The Writers' and Artists' Yearbook Guide to Getting Published by Harry Bingham

Written emphatically from the author's point of view, this is an expert guide to the process of getting published, from submitting your work and finding an agent, to working with a publishing house and understanding the book trade. 

Together with interviews from authors, agents and publishers (including the CEO of Harper Studio, and the Editorial Director of Macmillan New Writing) as well as buyers from Waterstones and Asda, it offers advice on: * finding an agent or publisher * successful approaches for covering letters and synopses * understanding contractual terms * working with publishers and the editorial process * your role in helping to publicise your work.

The Writers' and Artists' Yearbook Guide to Getting Published will enable you to market your work more professionally, understand the relationship you will have with both agent and publisher and offers a contemporary inside view of the publishing industry. Along with the essential contacts in the Writers' and Artists' Yearbook, this is a professional tool you will not want to be without.


I like to know stuff.  Hence too many reference books on random subjects that worry visitors to our house.  Why yes, I am very interested in how to raise ancient Babylonian demons!
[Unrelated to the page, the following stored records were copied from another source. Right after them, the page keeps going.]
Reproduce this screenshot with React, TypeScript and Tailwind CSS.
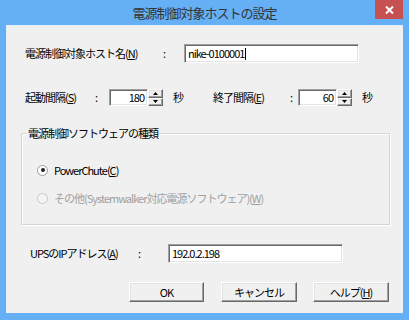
import React from "react";

const font = { fontFamily: '"Noto Sans CJK JP", "Noto Sans", sans-serif' };

function U({ c }: { c: string }) {
  return <span className="underline underline-offset-[1px] decoration-[1px]">{c}</span>;
}

const sunken =
  "bg-white border border-t-[#a0a0a0] border-l-[#a0a0a0] border-b-white border-r-white shadow-[inset_1px_1px_0_#696969,inset_-1px_-1px_0_#e3e3e3]";
const raised =
  "bg-[#f0f0f0] border border-t-white border-l-white border-b-[#696969] border-r-[#696969] shadow-[inset_-1px_-1px_0_#a0a0a0,inset_1px_1px_0_#e3e3e3]";

function SpinBtn({ up }: { up?: boolean }) {
  return (
    <div className={"flex-1 flex items-center justify-center " + raised}>
      <svg width="5" height="3" viewBox="0 0 5 3">
        {up ? <path d="M2.5 0 L5 3 L0 3 Z" fill="#000" /> : <path d="M0 0 L5 0 L2.5 3 Z" fill="#000" />}
      </svg>
    </div>
  );
}

function Spin({ value }: { value: string }) {
  return (
    <div className="flex h-[17px]">
      <div className={"w-[39px] h-full flex items-center justify-end pr-[3px] leading-none " + sunken}>{value}</div>
      <div className="flex flex-col w-[15px] h-full">
        <SpinBtn up />
        <SpinBtn />
      </div>
    </div>
  );
}

function Radio({ checked, disabled }: { checked?: boolean; disabled?: boolean }) {
  return (
    <div
      className={
        "w-[11px] h-[11px] rounded-full border flex items-center justify-center " +
        (disabled ? "border-[#c8c8c8] bg-[#f4f4f4]" : "border-[#9a9a9a] bg-white")
      }
    >
      {checked && <div className="w-[4px] h-[4px] rounded-full bg-[#222]" />}
    </div>
  );
}

export default function App() {
  return (
    <div className="w-[409px] h-[320px] bg-[#65aff5] flex flex-col text-[11px] tracking-[-1px] text-black" style={font}>
      {/* title bar */}
      <div className="h-[25px] grid grid-cols-[1fr_auto_1fr]">
        <div />
        <div className="text-[13px] leading-[25px] text-[#333] tracking-[-1px]">電源制御対象ホストの設定</div>
        <div className="flex justify-end pr-[6px]">
          <div className="w-[28px] h-[19px] bg-[#c75050] flex items-center justify-center">
            <svg width="9" height="8" viewBox="0 0 9 8">
              <path d="M1 0.5 L8 7.5 M8 0.5 L1 7.5" stroke="#fff" strokeWidth="2" />
            </svg>
          </div>
        </div>
      </div>

      {/* client */}
      <div className="mx-[6px] mb-[7px] flex-1 bg-[#f0f0f0] border-l border-t border-[#e6eef7] flex flex-col pt-[18px]">
        <div className="flex items-center h-[19px] pl-[18px]">
          <span className="w-[138px]">
            電源制御対象ホスト名(<U c="N" />)
          </span>
          <span className="w-[21px]">:</span>
          <div className={"w-[175px] h-[19px] flex items-center pl-[3px] " + sunken}>
            nike-0100001<span className="inline-block w-[1px] h-[12px] bg-black ml-[1px]" />
          </div>
        </div>

        <div className="flex items-center h-[17px] mt-[26px] pl-[18px]">
          <span className="w-[70px]">
            起動間隔(<U c="S" />)
          </span>
          <span className="w-[14px]">:</span>
          <Spin value="180" />
          <span className="ml-[10px] w-[12px]">秒</span>
          <span className="ml-[28px] w-[77px]">
            終了間隔(<U c="E" />)
          </span>
          <span className="w-[8px]">:</span>
          <Spin value="60" />
          <span className="ml-[10px]">秒</span>
        </div>

        <div className="relative mt-[27px] ml-[14px] w-[369px] h-[92px] border border-[#d5d5d5] shadow-[1px_1px_0_#fff,inset_1px_1px_0_#fff] flex flex-col pt-[29px] pl-[15px]">
          <span className="absolute left-[5px] top-[-9px] px-[1px] bg-[#f0f0f0]">電源制御ソフトウェアの種類</span>
          <div className="flex items-center h-[14px]">
            <Radio checked />
            <span className="ml-[6px]">
              PowerChute(<U c="C" />)
            </span>
          </div>
          <div className="flex items-center h-[14px] mt-[14px] text-[#a0a0a0]">
            <Radio disabled />
            <span className="ml-[6px]">
              その他(Systemwalker対応電源ソフトウェア)(<U c="W" />)
            </span>
          </div>
        </div>

        <div className="flex items-center h-[19px] mt-[19px] pl-[23px]">
          <span className="w-[108px]">
            UPSのIPアドレス(<U c="A" />)
          </span>
          <span className="w-[30px]">:</span>
          <div className={"w-[175px] h-[19px] flex items-center pl-[3px] " + sunken}>192.0.2.198</div>
        </div>

        <div className="flex mt-[19px] pl-[122px]">
          <div className={"w-[75px] h-[20px] flex items-center justify-center " + raised}>OK</div>
          <div className={"ml-[17px] w-[76px] h-[20px] flex items-center justify-center " + raised}>キャンセル</div>
          <div className={"ml-[16px] w-[76px] h-[20px] flex items-center justify-center " + raised}>
            ヘルプ(<U c="H" />)
          </div>
        </div>
      </div>
    </div>
  );
}
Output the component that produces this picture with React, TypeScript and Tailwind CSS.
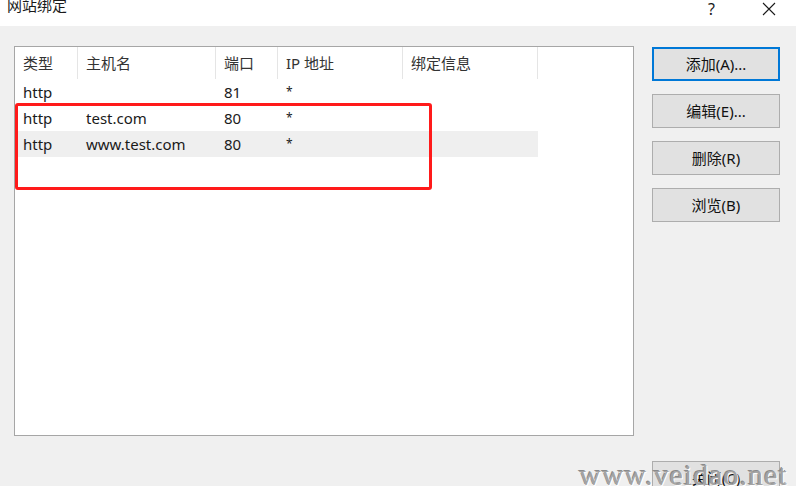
const font = { fontFamily: '"Noto Sans", "Noto Sans CJK SC", sans-serif' };

const cols = [
  { label: "类型", w: "w-[63px]" },
  { label: "主机名", w: "w-[138px]" },
  { label: "端口", w: "w-[62px]" },
  { label: "IP 地址", w: "w-[125px]" },
  { label: "绑定信息", w: "w-[135px]" },
];

const rows = [
  ["http", "", "81", "*", ""],
  ["http", "test.com", "80", "*", ""],
  ["http", "www.test.com", "80", "*", ""],
];

function Btn({ label, focused }: { label: string; focused?: boolean }) {
  return (
    <div
      className={
        "w-[128px] h-[34px] flex items-center justify-center bg-[#e1e1e1] text-[15px] text-[#111] " +
        (focused ? "border-2 border-[#0078d7]" : "border border-[#adadad]")
      }
    >
      {label}
    </div>
  );
}

export default function App() {
  return (
    <div
      className="w-[796px] h-[486px] bg-[#f0f0f0] relative overflow-hidden text-[#1a1a1a]"
      style={font}
    >
      <div className="h-[26px] bg-white flex items-start justify-between">
        <span className="pl-[7px] text-[15px] leading-none -mt-[2px]">网站绑定</span>
        <div className="flex items-start">
          <span className="text-[16px] leading-none mt-[1px] w-[50px] pl-[8px]">?</span>
          <svg width="46" height="16" viewBox="0 0 46 16" className="mt-[1px]">
            <path d="M13 2 L25 14 M25 2 L13 14" stroke="#1a1a1a" strokeWidth="1.1" />
          </svg>
        </div>
      </div>

      <div className="flex pt-[20px] pl-[14px]">
        <div className="w-[620px] h-[390px] bg-white border border-[#a6a6a6]">
          <div className="flex h-[32px] text-[15px]">
            {cols.map((c) => (
              <div
                key={c.label}
                className={c.w + " pl-2 flex items-center border-r border-[#e5e5e5] text-[#333]"}
              >
                {c.label}
              </div>
            ))}
          </div>
          {rows.map((r, i) => (
            <div
              key={i}
              className={"flex h-[26px] w-[523px] text-[15px] " + (i === 2 ? "bg-[#efefef]" : "")}
            >
              {r.map((v, j) => (
                <div key={j} className={cols[j].w + " pl-2 flex items-center"}>
                  {v === "*" ? <span className="text-[12px]">*</span> : v}
                </div>
              ))}
            </div>
          ))}
        </div>

        <div className="ml-[18px] mt-[1px] flex flex-col gap-[13px]">
          <Btn label="添加(A)..." focused />
          <Btn label="编辑(E)..." />
          <Btn label="删除(R)" />
          <Btn label="浏览(B)" />
        </div>
      </div>

      <div className="flex justify-end pr-[16px] pt-[25px]">
        <Btn label="关闭(C)" />
      </div>

      <div className="absolute left-[15px] top-[103px] w-[417px] h-[87px] border-[3px] border-[#ff1a1a] rounded-[3px]" />

      <div
        className="absolute left-[579px] top-[460px] text-[30px] leading-none text-[#a3a3a3] tracking-[1px] [text-shadow:1px_1px_0_#ffffff,-1px_-1px_0_#8a8a8a]"
        style={{ fontFamily: '"Liberation Serif", serif' }}
      >
        www.veidao.net
      </div>
    </div>
  );
}
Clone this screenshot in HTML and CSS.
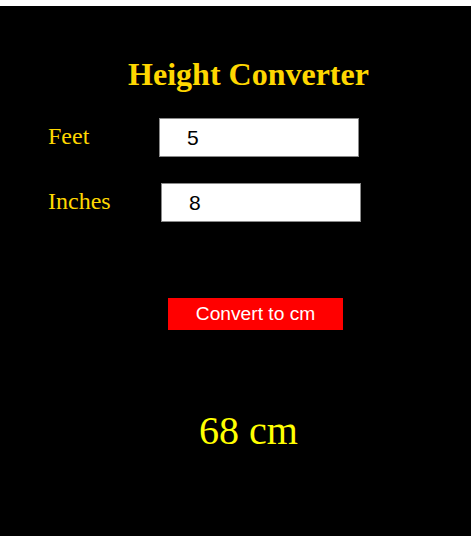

Aren't you?

I'm also a fan of how-to books when it comes to writing and screen writing and the writing craft in general.  This isn't a book that's going to tell you how to create better characters, how to write fun believable dialogue or how to churn out a thriller that will win awards.

This books is about a writer's job.  The stuff that leads up to becoming agented, published and what comes after.  A lot of general "how to" books touch on these subjects briefly towards the end of the books but none really delve very deep into the ins and outs of contracts, on percentages on self-promotion and marketing and such.

This book by Harry Bingham does.  It's written with humour and style and I chuckled a lot whilst reading it.  The language is low key and informal and very direct.  I spotted someone on Amazon in their review mentioning that it brought home several truths about the publishing industry - and they weren't really things the reader wanted to know.

But that's the thing - you have to know.  You have to know what to look at when you are handed a contract by an editor or agent.  You have to be able to figure out who will look after you the best if you have multiple agents interested in representing you.  How do you handle edits from an editor - all these things are important and not a lot of it gets covered in the average how-to book.

The Guide to Getting Published, as I mentioned, doesn't beat around the bush.  Harry includes several opinion pieces from people within the industry, he cites his own examples from his long career and he also has snippets of information from other contributors.  I like that he gives advice on various things and yet fully expect you to be wearing your big person pants and make informed decisions.

Subjects covered are all pertinent - some more pertinent to me now than before and together with a copy From Pitch to Publication newbie writers should pretty much be set to be able to handle all kinds of stuff the industry throws at them.

Subjects covered: writing a synopsis and submission letter to an agent / editor (things to do and not to do), deciding if your manuscript is ready to be sent out (it usually isn't, I was guilty of this too oh so many years ago now).  The pros and cons of having an agent, what an agent actually does, decoding a bit of language and terms which is always helpful.  Looking at a standard agency contract...What happens when you get a book deal, what does it mean to you / your agent / the publisher etc.  What happens after that, about second books, and your career? How do you sort out tax and a lot of very grown up business-related stuff.

I'd recommend a copy of this wholeheartedly to writers who would like to know more, apologies if it sounds like I'm a voice-over from Starship Troopers, about the industry, how things fit together, how they work.  It's a book that is of interest, I suppose, to writers who are looking to, I don't know: "level up" before taking a bigger, further step.  It's always good to know stuff and GTGP is packed full of usual (and funny) information and advice.  A good buy, for sure.